THE REPUTATION of April C. Glaspie, the United States ambassador to Iraq, is on the way to being rehabilitated. But there are still no answers to the central question about the diplomatic events that led to the war in the Persian Gulf -- whether the policies set by President Bush and Secretary of State James A. Baker encouraged Saddam Hussein to draw mistaken inferences that led to the war.
Glaspie appeared before the Senate Foreign Relations Committee after months of apparently being used as a #i designated scapegoat for diplomatic blunders before the war. The veteran arabist's account of her role was convincing enough so that she was rewarded with a quick stamp of approval from the White House after months of being hung out to twist in the wind. "She did great," said press secretary Marlin Fitzwater, "The truth will out."
We'll see about that. The history of post mortems on such inside foreign policy matters is not encouraging. Despite several investigations and criminal trials, for example, no one really knows who was responsible for the Iran-contra affair.
The focus on Glaspie has always been a bit peculiar. She is a career foreign service professional, so the notion that she deliver a message to Saddam Hussein that was either outside of or contrary to her instructions from Washington made no sense. But until her testimony this week Glaspie seemed to be hidden in some closet at the State Department, and the clear implication was that she had committed some egregious blunder.
The onus on Glaspie came from the release by the Iraqis in September of what they represented as a transcript of a conversation July 25 between the diplomat and Saddam Hussein in which she was quoted as saying the U.S. had, "no opinion on the Arab-Arab conflicts, like your border conflict with Kuwait."
Now Glaspie says the "so-called transcript" was an edited piece of "disinformation" and that in fact she warned Saddam Hussein in the bluntest terms that the U.S. would not allow him to invade Kuwait. Moreover, she testified, Saddam "wanted me to inform President Bush that he would not solve his problems with Kuwait by violence, period."
But the notion that Glaspie had blundered was allowed to harden because the State Department simply refused to dispute the Iraqi version of the conversation. Pressed on the question during a televised interview, Baker pointedly passed up the chance to take Glaspie off the hook. On the face of it, this doesn't make any sense. Why would the White House or Baker be reluctant to attack for "disinformation" the Iraqi leader President Bush was willing to describe as another Adolf Hitler?
The use of Glaspie as a scapegoat may have served another purpose for Baker, however, by distancing him -- he has always been a master at covering his tracks -- from a longer record of dealings with Iraq that may have encouraged Saddam to think he could get away with the invasion of Kuwait. And that is the area the Foreign Relations Committee should explore.

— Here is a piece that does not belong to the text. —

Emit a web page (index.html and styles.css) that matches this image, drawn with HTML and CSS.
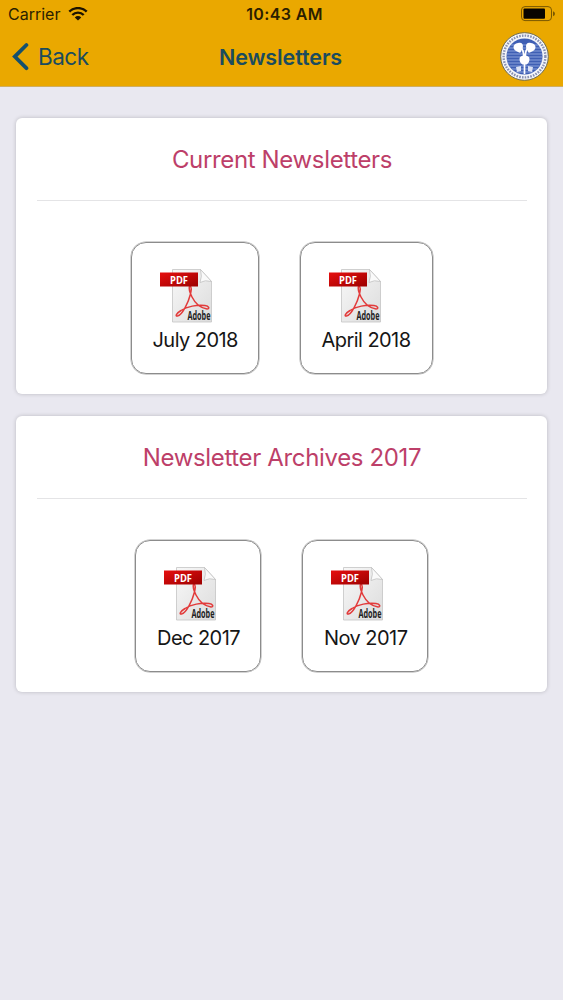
FILE: index.html
```
<!DOCTYPE html>
<html lang="en">
<head>
    <meta charset="UTF-8">
    <meta name="viewport" content="width=device-width, initial-scale=1.0">
    <title>Newsletters</title>
    <link rel="stylesheet" href="styles.css">
</head>
<body>
    <!-- Shared PDF icon -->
    <svg class="defs" width="0" height="0">
        <defs>
            <linearGradient id="paper" x1="0" y1="0" x2="1" y2="1">
                <stop offset="0" stop-color="#f8f8f8"/>
                <stop offset="1" stop-color="#dcdcdc"/>
            </linearGradient>
            <linearGradient id="red" x1="0" y1="0" x2="1" y2="1">
                <stop offset="0" stop-color="#e60f0f"/>
                <stop offset="1" stop-color="#9c0000"/>
            </linearGradient>
            <symbol id="pdf" viewBox="0 0 54 54">
                <path d="M12.5 .5h28l11 12v40.500h-39z" fill="url(#paper)" stroke="#c4c4c4" stroke-width=".8"/>
                <path d="M40.5 .5q2 7-.5 13 5-3 11.500-1z" fill="#fafafa" stroke="#bbb" stroke-width=".7"/>
                <path d="M29.500 17c-1 3 .5 7 2.500 11 3 6 8 11 15 12 3 0 2-3-2-3.500-8-1-18 1-24 5-5 3-6 6-3.500 5.500 5-1 11-14 13-22 1-4 1-7-.5-8.500" fill="none" stroke="#e23b3b" stroke-width="1.500" stroke-linejoin="round"/>
                <rect x="0" y="3.500" width="38" height="14" fill="url(#red)"/>
                <text x="10" y="14.500" textLength="18" lengthAdjust="spacingAndGlyphs" class="pdf-tag">PDF</text>
                <text x="27.500" y="51" textLength="23" lengthAdjust="spacingAndGlyphs" class="pdf-brand">Adobe</text>
            </symbol>
        </defs>
    </svg>

    <header class="header">
        <div class="status">
            <div class="carrier">
                <span>Carrier</span>
                <svg width="20" height="14" viewBox="0 0 20 14">
                    <path d="M1.300 4.700a12.300 12.300 0 0 1 17.400 0M4.300 8a8 8 0 0 1 11.400 0" fill="none" stroke="#1c1300" stroke-width="2.400"/>
                    <path d="M6.800 10.400a4.600 4.600 0 0 1 6.400 0L10 13.600z" fill="#1c1300"/>
                </svg>
            </div>
            <span class="time">10:43 AM</span>
            <svg class="battery" width="35" height="16" viewBox="0 0 35 16">
                <rect x="1.500" y=".6" width="30" height="14" rx="3.500" fill="none" stroke="#7a5800" stroke-width="1"/>
                <rect x="3.500" y="2.500" width="21.500" height="10.200" rx="1" fill="#080500"/>
                <path d="M33 5.300q2 .7 2 2.500t-2 2.500z" fill="#7a5800"/>
            </svg>
        </div>
        <div class="navbar">
            <a class="back">
                <svg width="18" height="30" viewBox="0 0 18 30">
                    <path d="M15.400 3L3.800 14.600l11.600 11.600" fill="none" stroke="#14506e" stroke-width="3.800" stroke-linecap="round" stroke-linejoin="miter"/>
                </svg>
                <span>Back</span>
            </a>
            <h1>Newsletters</h1>
            <svg class="logo" width="49" height="49" viewBox="0 0 49 49">
                <circle cx="24.500" cy="24.500" r="23.800" fill="#f4f5f8" stroke="#6c6b55" stroke-width="1"/>
                <circle cx="24.500" cy="24.500" r="20.900" fill="none" stroke="#8790b3" stroke-width="2.400" stroke-dasharray="1.600 1.200"/>
                <circle cx="24.500" cy="24.500" r="18" fill="#3f5fb4"/>
                <path d="M11 13h27M9 16h31M7.500 19h34M7 22h35M6.700 25h35.600M7 28h35M8 31h33M9.500 34h30M12 37h25M16 40h17" stroke="#9fb2e4" stroke-width=".8"/>
                <path d="M18 11c6-2 6 5 3 8 0 2-1 2-3 1-6-2-6-8 0-9zM31 11c-6-2-6 5-3 8 0 2 1 2 3 1 6-2 6-8 0-9z" fill="#fff"/>
                <path d="M24.500 22v20M21 16q2.500 2 2.700 8M28 16q-2.500 2-2.700 8" fill="none" stroke="#fff" stroke-width="1.700"/>
                <path d="M19.500 27q0-3.500 5-3.500t5 3.500-3 5.500h-4q-3-2-3-5.500z" fill="#fff"/>
                <path d="M16 35l5-1v5l-4 1zM33 35l-5-1v5l4 1z" fill="#dbe2f5"/>
            </svg>
        </div>
    </header>

    <main>
        <section class="card">
            <h2>Current Newsletters</h2>
            <div class="files">
                <a class="file july">
                    <svg class="icon"><use href="#pdf"/></svg>
                    <span>July 2018</span>
                </a>
                <a class="file april">
                    <svg class="icon"><use href="#pdf"/></svg>
                    <span>April 2018</span>
                </a>
            </div>
        </section>

        <section class="card">
            <h2>Newsletter Archives 2017</h2>
            <div class="files">
                <a class="file">
                    <svg class="icon"><use href="#pdf"/></svg>
                    <span>Dec 2017</span>
                </a>
                <a class="file">
                    <svg class="icon"><use href="#pdf"/></svg>
                    <span>Nov 2017</span>
                </a>
            </div>
        </section>
    </main>
</body>
</html>
```

FILE: styles.css
```
* {
    box-sizing: border-box;
}
body {
    margin: 0;
    min-height: 100vh;
    background: #e9e8f0;
    font-family: Inter, "Liberation Sans", sans-serif;
    color: #161616;
}
svg {
    display: block;
}
.defs {
    position: absolute;
}
.header {
    height: 87px;
    background: #eaa800;
    border-bottom: 1px solid #cfae62;
}
.status {
    display: grid;
    grid-template-columns: 1fr auto 1fr;
    align-items: center;
    height: 28px;
    padding: 0 8px;
    font-size: 16px;
    color: #2b1e00;
}
.carrier {
    display: flex;
    align-items: center;
    gap: 8px;
}
.time {
    font-weight: 600;
    letter-spacing: 0.35px;
    padding-left: 6px;
}
.battery {
    justify-self: end;
}
.navbar {
    display: grid;
    grid-template-columns: 1fr auto 1fr;
    align-items: center;
    height: 57px;
    padding: 0 14px 0 11px;
    color: #1b4c5e;
}
.back {
    display: flex;
    align-items: center;
    gap: 9px;
    font-size: 22.5px;
    letter-spacing: -0.5px;
}
h1 {
    margin: 0;
    padding-left: 1px;
    font-size: 21.5px;
    font-weight: 600;
    letter-spacing: -0.1px;
}
.logo {
    justify-self: end;
}
main {
    display: flex;
    flex-direction: column;
    gap: 22px;
    padding: 31px 16px;
}
.card {
    height: 276px;
    padding: 0 20px 0 21px;
    background: #fff;
    border-radius: 6px;
    box-shadow: 0 0 4px rgba(0, 0, 0, 0.2);
}
h2 {
    margin: 0 0 41px;
    height: 83px;
    line-height: 83px;
    border-bottom: 1px solid #e4e4e6;
    font-size: 24px;
    font-weight: 400;
    letter-spacing: -0.35px;
    text-align: center;
    color: #bd3f69;
}
.files {
    display: flex;
    justify-content: center;
    gap: 41px;
    margin-right: 1px;
}
.file {
    width: 126px;
    height: 132px;
    padding: 26px 0 0 21px;
    border: 1px solid #8c8c8c;
    border-radius: 15px;
    box-shadow: 0 0 0 0.5px #a8a8a8;
    font-size: 20px;
    letter-spacing: -0.55px;
    white-space: nowrap;
}
.file span {
    display: block;
    line-height: 34px;
}
.july {
    width: 128px;
}
.april {
    width: 133px;
}
.icon {
    width: 54px;
    height: 54px;
    margin-left: 7px;
    letter-spacing: 0;
}
.pdf-tag {
    font: bold 11px "Open Sans", sans-serif;
    fill: #fff;
}
.pdf-brand {
    font: bold 11.5px "Open Sans", sans-serif;
    fill: #222;
}
```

The questions are many. Did the acknowledged U.S. tilt toward Iraq, including the supplying of weapons, during its eight years of war with Iran mislead Saddam? If the policy was to deter Saddam with unambiguous warnings, as Glaspie now says it was, why didn't Bush himself or Baker take that step more directly, perhaps even publicly?
The mistake, Glaspie testified, was that the U.S. "did not realize he [Saddam] was stupid" -- so stupid, in fact, that he believed the warnings were not genuine and could safely be ignored. But was Saddam so "stupid" because of the previous relationship?
Chances are we will never get complete answers to these questions. Because the war ended so successfully, there is far less inclination among congressional Democrats to pursue its origins to the very beginning. Surely there is no political motivation for such an inquiry; on the contrary, most of the Democrats have good reason to hope the whole issue is put behind them and the country.
But even if there were a will to pursue the questions, there is probably no way to get final answers. The State Department would argue, as Glaspie indicated to the committee, that disclosing the cable traffic which might provide the answers would violate long-established principles of diplomatic confidentiality.
And what is clearly missing is any long-established tradition of getting to the bottom of questions such as those about why we had to fight a war in the Persian Gulf.